10. Check your systems jobs against the Work with Active Jobs (WRKACTJOB) printout you created before you quieted the system–Use the WRKACTJOB printout to make sure that all the system jobs, subsystems, and printers that were running before you performed the maintenance are running again after the system was restarted. Since IBM i production partitions are so infrequently restarted, there’s a good chance a necessary subsystem or critical job was not added to your startup program and will need to be restarted manually. Checking against the pre-maintenance WRKACTJOB listing will help you catch jobs that didn’t start when you restarted the system.
If you find any necessary jobs that weren’t restarted when the system came up, make a note and change the startup routine as appropriate to start them next time.
11.Check your job scheduling software to determine if any scheduled jobs didn’t run at their appointed times and rerun them, if necessary–When you quiet a system, you also stop your job scheduling software.
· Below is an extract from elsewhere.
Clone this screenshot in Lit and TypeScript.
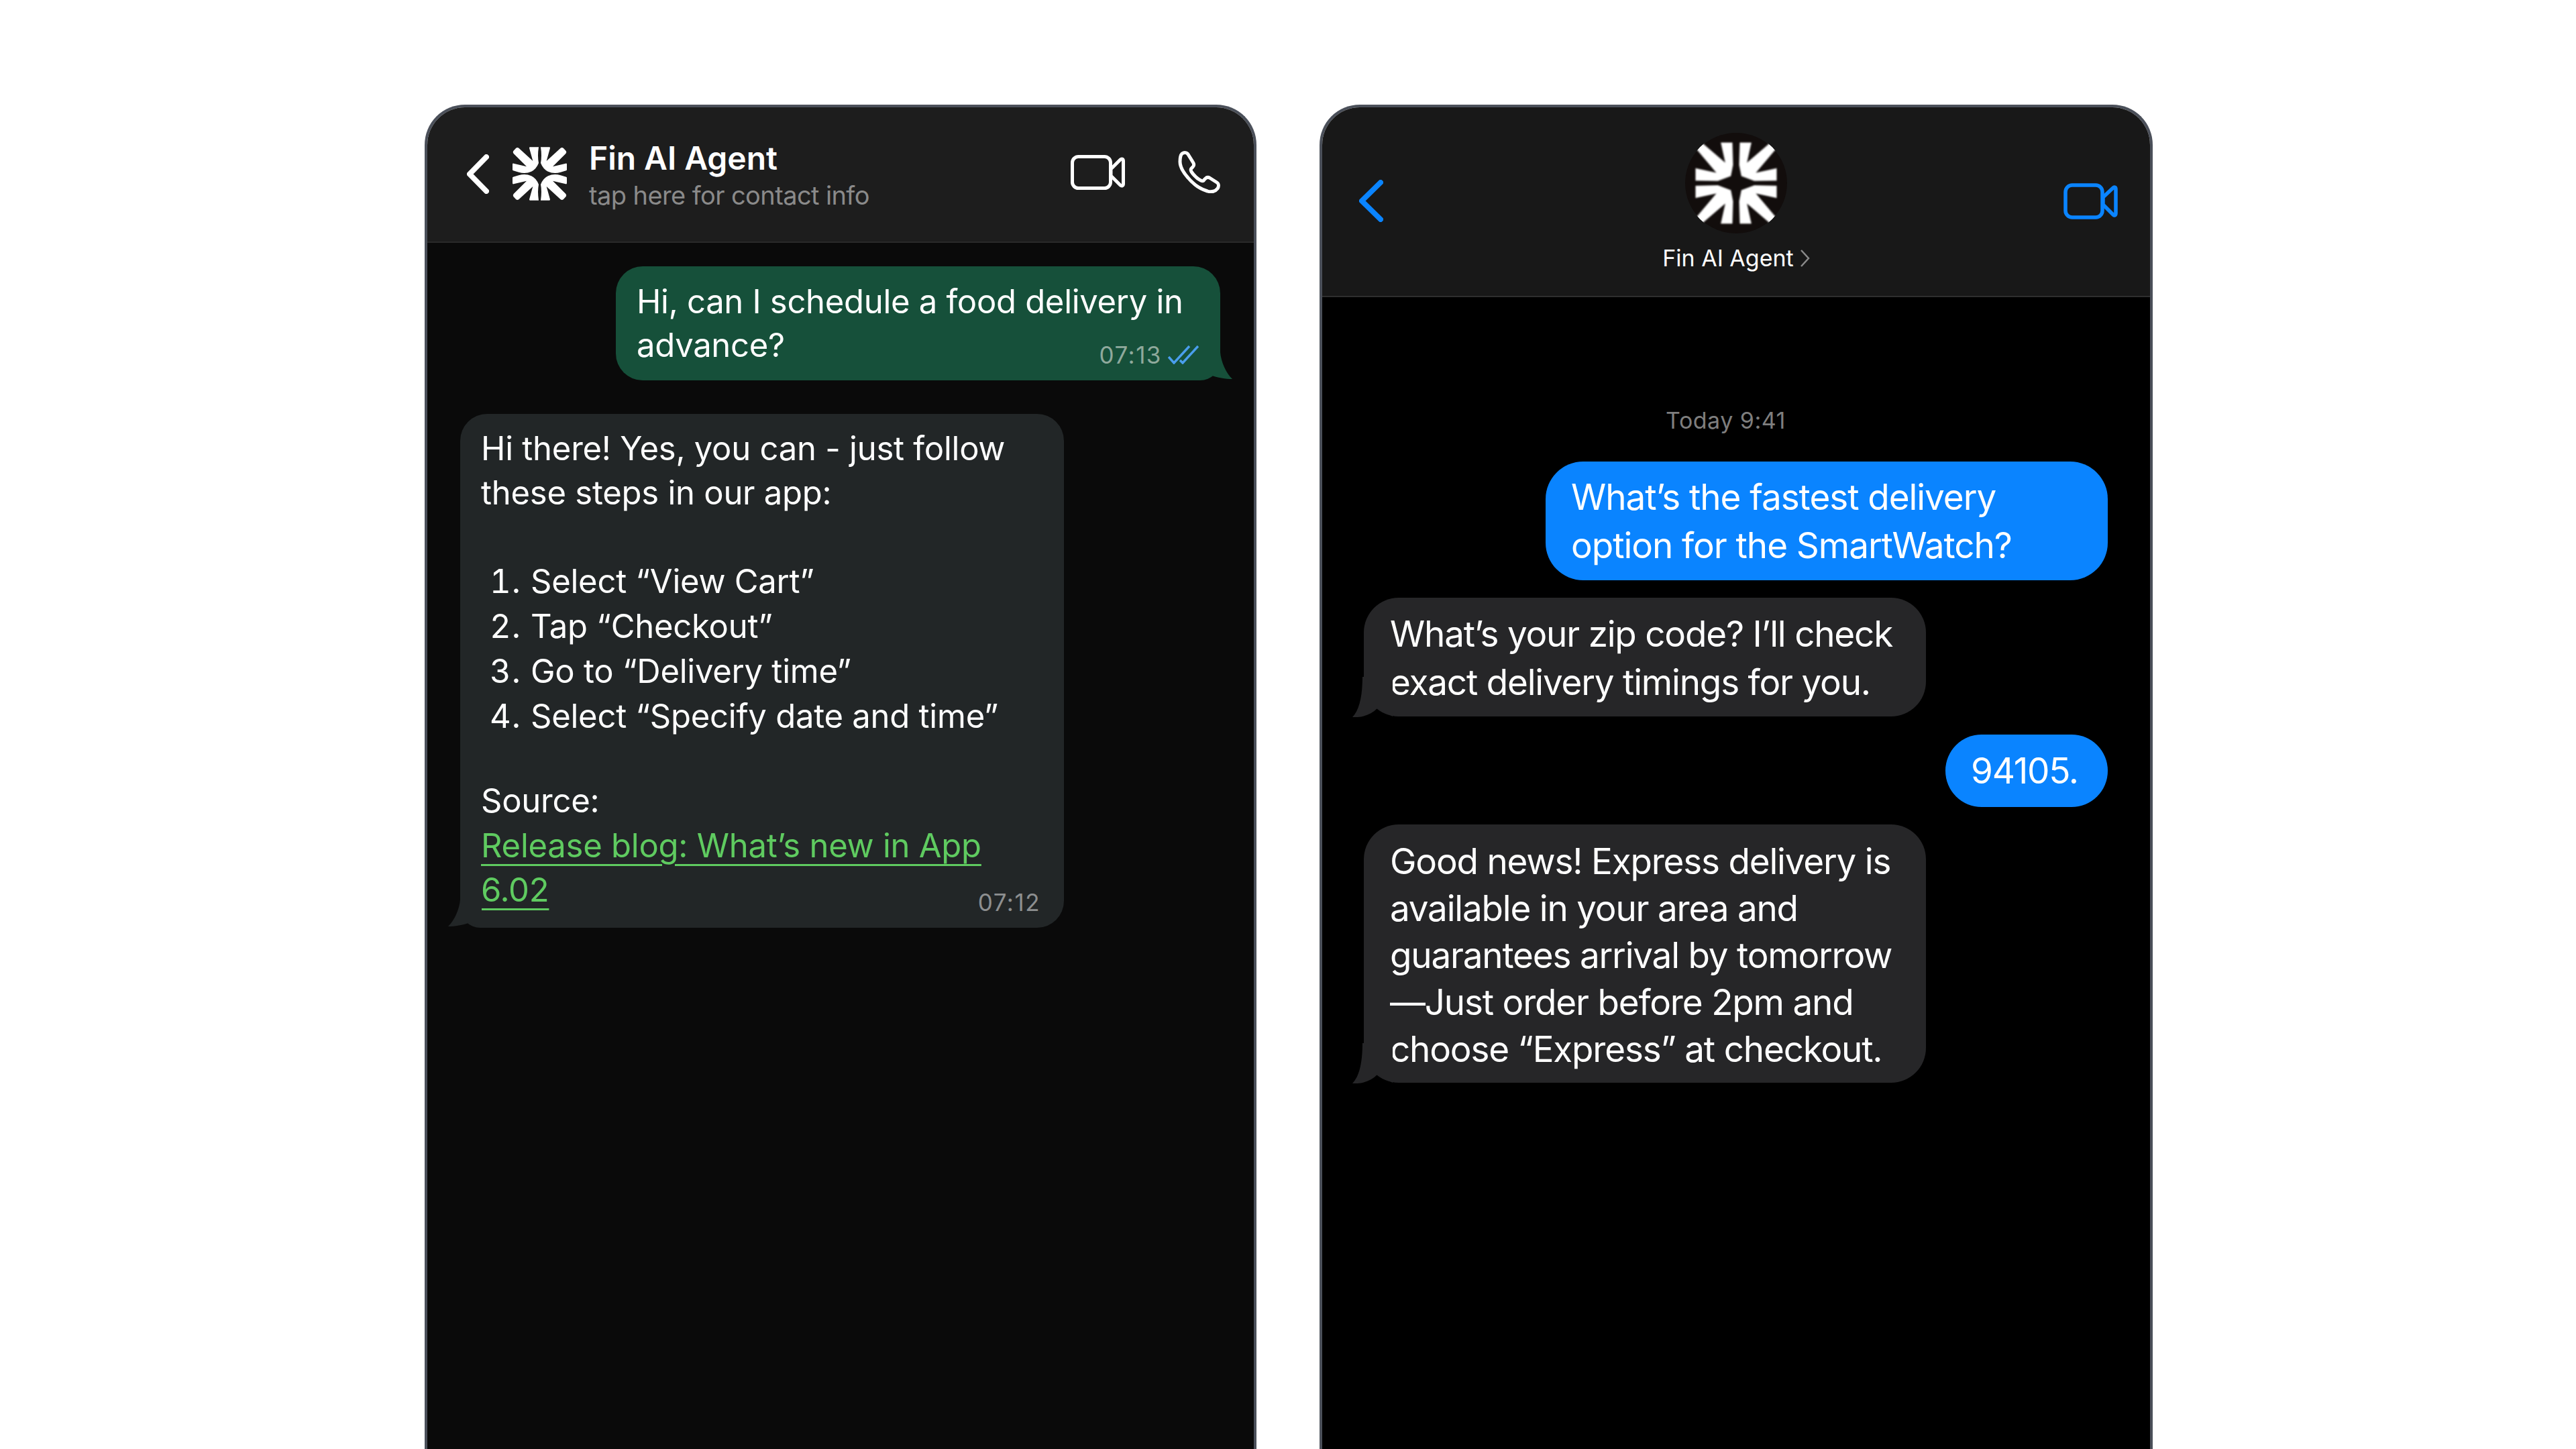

Determine if there were any missed scheduled jobs that didn’t run during the maintenance window and take appropriate action to rerun those jobs, if necessary.
12.Check your replication software to ensure that data is still being replicated between your source and target systems–Make sure that replication is working correctly and that all new updates are being sent to your back up box.
A Good Starter List
This checklist can provide a good starter list for planning your own system maintenance procedures. Add more tasks to this list as needed, and you’ll easily be able to stop and restart your system whenever you need to perform planned maintenance.